Dahaad: Ending Explained (In Detail)

What happened at the end of the Sonakshi Sinha-fronted police procedural show? Was the serial killer caught?
Dahaad: Ending Explained (In Detail)

Created by Reema Kagti and Zoya Akhtar, and backed by Tiger Baby and Excel Entertainment, Dahaad roared onto the scene in May 2023, weeks after having premiered at the Berlin Film Festival. The Amazon Prime Video show, headlined by Sonakshi Sinha and co-starring Gulshan Devaiah, Sohum Shah, and Vijay Varma, was helmed by Kagti and Ruchika Oberoi.
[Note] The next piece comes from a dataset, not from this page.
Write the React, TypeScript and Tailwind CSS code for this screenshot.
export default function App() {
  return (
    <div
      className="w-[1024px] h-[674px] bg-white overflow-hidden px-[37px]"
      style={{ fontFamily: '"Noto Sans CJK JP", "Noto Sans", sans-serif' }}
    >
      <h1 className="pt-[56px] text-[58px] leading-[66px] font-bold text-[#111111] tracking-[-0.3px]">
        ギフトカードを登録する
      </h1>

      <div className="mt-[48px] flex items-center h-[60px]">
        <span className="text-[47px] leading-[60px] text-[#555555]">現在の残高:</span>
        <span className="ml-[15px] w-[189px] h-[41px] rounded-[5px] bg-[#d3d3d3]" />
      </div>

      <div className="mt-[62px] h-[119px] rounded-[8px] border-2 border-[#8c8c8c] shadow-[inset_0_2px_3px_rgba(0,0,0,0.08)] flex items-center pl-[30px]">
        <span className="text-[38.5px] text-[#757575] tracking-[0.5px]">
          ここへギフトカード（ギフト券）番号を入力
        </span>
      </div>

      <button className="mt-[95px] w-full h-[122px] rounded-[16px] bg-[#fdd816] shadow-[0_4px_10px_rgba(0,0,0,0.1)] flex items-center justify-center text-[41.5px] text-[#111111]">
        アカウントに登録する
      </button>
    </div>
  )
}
Set in small town Rajasthan, the show is primarily a police procedural about three cops looking for the man responsible for a slew of murders. Unlike a lot of other shows, the perpetrator is known to the audience from the start, and the narrative thus revolves around his motives and methods, and around the police’s thorough investigation that is triggered by an all-too-common missing person complaint.

The Disappearances

In Mandawa, a woman from a Thakur family has recently eloped with her Muslim lover, causing much talk and some embers in the populace. A fringe right-wing outfit aggravates matters, forcing the police to pretend to show interest. Another case crops up from the same town, in which a woman’s family has not been able to contact her since she went away with her paramour Javed. A brief investigation reveals that Javed is still around, and that he never spoke to the woman in question. Moreover, Javed’s own sister is missing, though the police have been less than enthusiastic about investigating the matter. 
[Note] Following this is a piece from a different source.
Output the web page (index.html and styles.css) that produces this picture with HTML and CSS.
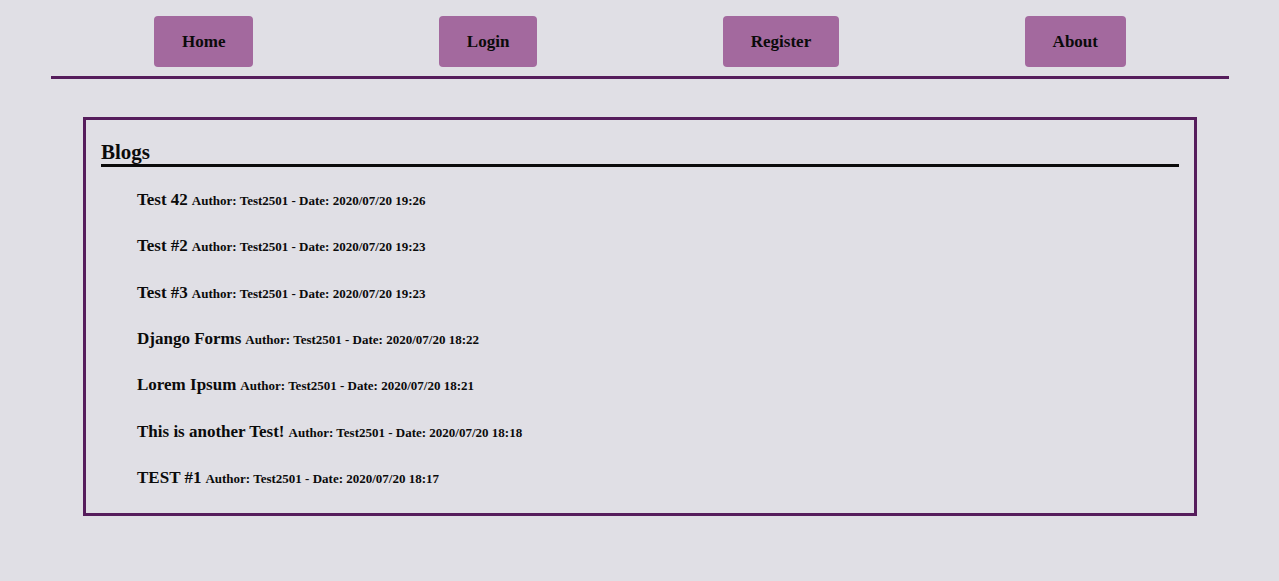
FILE: index.html
```html
<!DOCTYPE html>
<html lang="en">
<head>
<meta charset="utf-8">
<title>Blogs</title>
<link rel="stylesheet" href="styles.css">
</head>
<body>
<nav class="topnav">
  <a class="navbtn" href="#">Home</a>
  <a class="navbtn" href="#">Login</a>
  <a class="navbtn" href="#">Register</a>
  <a class="navbtn" href="#">About</a>
</nav>
<main class="blogbox">
  <h2 class="blogs-title">Blogs</h2>
  <ul class="bloglist">
    <li><span class="btitle">Test 42</span> <span class="bmeta">Author: Test2501 - Date: 2020/07/20 19:26</span></li>
    <li><span class="btitle">Test #2</span> <span class="bmeta">Author: Test2501 - Date: 2020/07/20 19:23</span></li>
    <li><span class="btitle">Test #3</span> <span class="bmeta">Author: Test2501 - Date: 2020/07/20 19:23</span></li>
    <li><span class="btitle">Django Forms</span> <span class="bmeta">Author: Test2501 - Date: 2020/07/20 18:22</span></li>
    <li><span class="btitle">Lorem Ipsum</span> <span class="bmeta">Author: Test2501 - Date: 2020/07/20 18:21</span></li>
    <li><span class="btitle">This is another Test!</span> <span class="bmeta">Author: Test2501 - Date: 2020/07/20 18:18</span></li>
    <li><span class="btitle">TEST #1</span> <span class="bmeta">Author: Test2501 - Date: 2020/07/20 18:17</span></li>
  </ul>
</main>
</body>
</html>
```
FILE: styles.css
```css
html, body {
  margin: 0;
  padding: 0;
}
body {
  background: #e0dfe5;
  color: #0b0b0b;
  font-family: "Liberation Serif", "Times New Roman", serif;
  font-weight: bold;
}
.topnav {
  display: flex;
  justify-content: space-between;
  margin: 0 50px 0 51px;
  padding: 16px 103px 9px 103px;
  border-bottom: 3px solid #561d5c;
}
.navbtn {
  display: flex;
  align-items: center;
  justify-content: center;
  height: 51px;
  padding: 0 28px;
  background: #a3699e;
  border-radius: 4px;
  color: #0b0b0b;
  text-decoration: none;
  font-size: 17px;
  box-sizing: border-box;
}
.blogbox {
  display: block;
  margin: 38px 82px 0 83px;
  border: 3px solid #561d5c;
  padding: 20px 15px 0 15px;
}
.blogs-title {
  margin: 0;
  font-size: 21px;
  line-height: 24px;
  border-bottom: 3px solid #0b0b0b;
}
.bloglist {
  list-style: none;
  margin: 10px 0 0 0;
  padding: 0 0 12px 36px;
}
.bloglist li {
  height: 20px;
  line-height: 20px;
  padding: 13.165px 0;
  white-space: nowrap;
}
.btitle {
  font-size: 17px;
}
.bmeta {
  font-size: 13px;
}
```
It is soon discovered that the women in question have all left home with clothes, money, and gold, and left behind a note explaining their wilful departure. The three officers at Mandawa – the righteous, progressive Station House Officer Devi Lal Singh (Devaiah), corrupt exile Kailash Parghi (Shah), and lone woman Anjali Bhaati (Sinha) – mount an investigation after Bhaati insists there is more to the disappearances than meets the eye, suggesting that there is a single perpetrator at large. Soon, the police start finding the bodies of the missing women, and autopsies arrive at the conclusion that each of them has been killed by a lethal dose of cyanide.

The Killer

Anand Swarnakar (Varma) is a professor at a nearby college who seduces women with his charm and knowledge. Once they have eloped with him, he murders them and makes off with their gold. But Anand, with his well-paying job and societal position, is not in it for the shiny stuff; it is the idea of teaching women a lesson. As a member of a historically oppressor caste who believes in the hierarchy, he targets only women from oppressed castes, intent on showing them their place in society as individuals of an inferior gender and community. He exploits their vulnerability, their single status in a society that values only married women, and their inability to find a partner. Anand also maintains immaculate records of his wrongdoing in a mobile library he operates — from victims’ photographs to their switched-off mobile phones. It is this that proves his undoing when his young son happens upon one of the phones and turns it back on, alerting the police, who have been tracking the phones of all the missing women.

When the police arrive, the child confesses that the phone belongs to his father, but Anand quickly assures the police that he stumbled upon the phone two years prior. He allows the police to search his mobile library, where he shows them a few more phones, claiming that he found all of them. He surreptitiously spirits away most of the phones and other evidence, concealing it in his workplace, confident nobody will find it.

The Hunter Becomes the Hunted

Bhaati empathises with the victims, her gender and caste both being barriers to her social and professional mobility. It is this, coupled with an upright police officer’s desire for justice, that drives her to dig deeper.

Anand attempts to plant evidence on his brother, but when that contradicts the other evidence the police find, they train their eyes on Anand himself. Meanwhile, the one woman who survived his machinations is located, though she proves to be a reluctant witness, a product of being a married woman now. Her husband convinces her to cooperate with the police, adding that her statement could save lives. The victim then recounts how Anand, on their “wedding night”, gave her an emergency contraceptive pill laced with cyanide. Her statement gives Mandawa Police enough to begin building a case.

Anand, aware of the law’s hands inching closer to him, makes a run for it while the police put their best resources into tracking him down. He makes for Goa, where Miriam (Sanghmitra Hitaishi), a woman he has been pursuing for two years over video calls, is waiting to marry him. He reaches Goa, marries Miriam, and starts up his activities again.

The police finally nab him when he is on the verge of murdering Renuka (Ratnabali Bhattacharjee), a nurse he has entrapped, and he is taken back to Mandawa, where he is unrepentant for his crimes and conduct, and screams slurs targeting Bhaati’s background as he awaits trial.

In the conclusion of Dahaad, Bhaati decides to change her name back to Meghwal, a clear caste-indicator, choosing to live openly with her identity and own it. It is her way of standing up to the likes of Anand and others who use her caste to put her down.